OUT Mrk image 1Rachael Young's OUT

“I think it’s about sustainability,” says Young. “I want to be able to make more ambitious work and work with new collaborators, but that all requires more infrastructure and support. In the past it’s just been me and a producer, but now I’m thinking about how I make work and whether I can work more with partner organisations, to share some of the load. There are lots of schemes out there for emerging artists but not so many for early-mid career artists, so it’s about finding the support to realise potential projects and to make the kind of work I want to make.”

Hutton agrees with the point about sustainability: “The difficulty for a company like us is that we’re constantly working hand-to-mouth. There’s always an Arts Council application for the next thing and the next thing. You’re constantly thinking in six-week or 12-week blocks. I think we need something where companies of our kind of scale, who’ve made some shows and established that they’re making good work, can apply for pots of cash.
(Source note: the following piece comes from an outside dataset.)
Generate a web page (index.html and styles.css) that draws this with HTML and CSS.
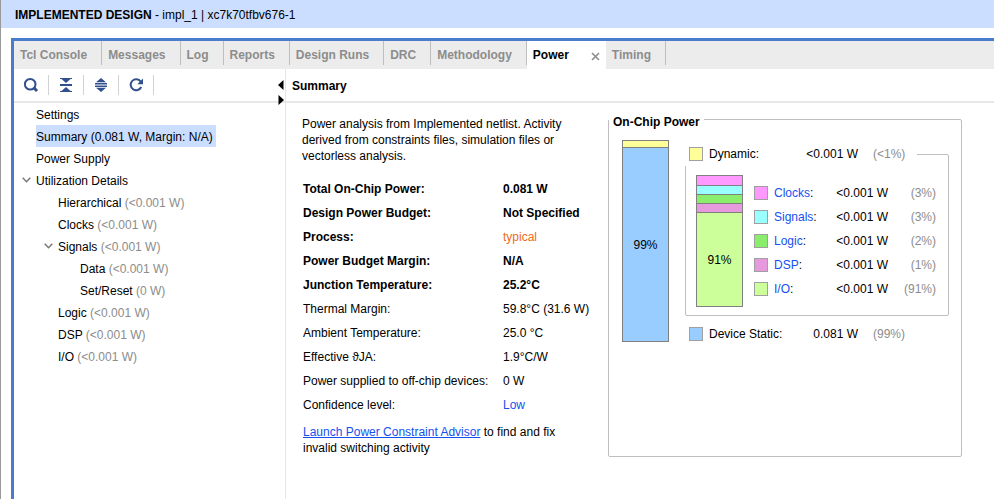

Not at the same scale as a National Portfolio Organisation (NPO), and without the logistical asks that come with a NPO status. Perhaps £20k or £30k a year to support your baseline costs. Something like that would be completely life changing for us.”

Ward agrees, and adds that venues, which often hold the power in these relationships, have to trust artists: “There’s definitely an issue around trust, but I think it goes both ways; a lot of artists don’t feel that venues trust them, but also, a lot of artists don’t trust venues. It works both ways. Sometimes you see a show by a company where they’ve just emerged with one show and got a massive commission off the back of it. You see the second show and think, whoa, they’ve been given too much too quickly and they’re doing too much too soon.”

There’s a lot to think about for these artists as they finish their Fringe runs and think about next steps, but with the conversations that have been started, there are exciting things to come. Watch this space.